Ukraine's federal security service, known as the SBU, confirmed that three of its officers had been taken hostage late Saturday in the city of Horlivka, southeast of Slovyansk, when they tried to arrest the primary suspect in the murder of local councilman Volodymyr Rybak .
The SBU officers had been trailing the local pro-Russia commander in charge of Horlivka's occupied police station, who Ukrainian authorities named as a suspect last week.
He hasn't responded to the allegations.
Alexei Petrov, a spokesman for the rebel movement there, said the pro-Russia activists realized that the SBU officers were following the local commander and other militants and seized the group in the center of Horlivka.
The SBU officers were later taken to Slovyansk, where Mr. Strelkov presented them in their underwear for questioning to Russian news outlets.

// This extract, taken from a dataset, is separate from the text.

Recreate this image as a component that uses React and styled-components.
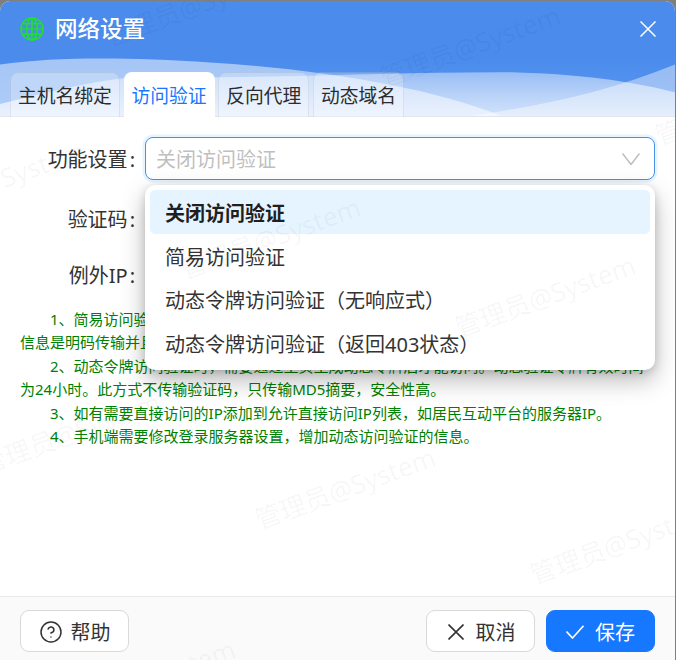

The three men appeared bloodied with tape and gauze over their eyes and their hands tied behind their backs.
In the footage, Mr. Strelkov pointed out that Kiev's attempt to surround Slovyansk and blockade his command hadn't prevented him from transferring the three SBU officers from Horlivka into the city.
"We will wait for a proposal from the Ukrainian side on the exchange of these people for our comrades," Mr. Strelkov said.
The militants have demanded the release of a number of activists who have been arrested during protests and other actions, including Pavel Gubarev, who helped lead the pro-Russia movement in Donetsk.
After declaring himself Donetsk's "people's mayor," Mr. Gubarev was arrested March 6 for a period of two months pending trial on suspicion of threatening Ukraine's territorial integrity and provoking mass disorder.
His wife has called the charges inaccurate.
Russian Foreign Minister Sergei Lavrov has called for Mr. Gubarev's release, pointing out that an agreement struck this month in Geneva by the U.S., Russia, the EU and Ukraine calls for amnesty for such activists.
An OSCE representative met with Mr. Gubarev on Saturday and confirmed he is on a hunger strike, RIA Novosti reported.
Amnesty International, the human-rights organization that advocates for prisoners, has denounced the behavior of the militants.
"Taking hostages and using them as bargaining chips for political gain is as abhorrent as it is unlawful," Heather McGill, a Ukraine researcher for Amnesty, said late last week.
She called on them to release all who are being held unlawfully.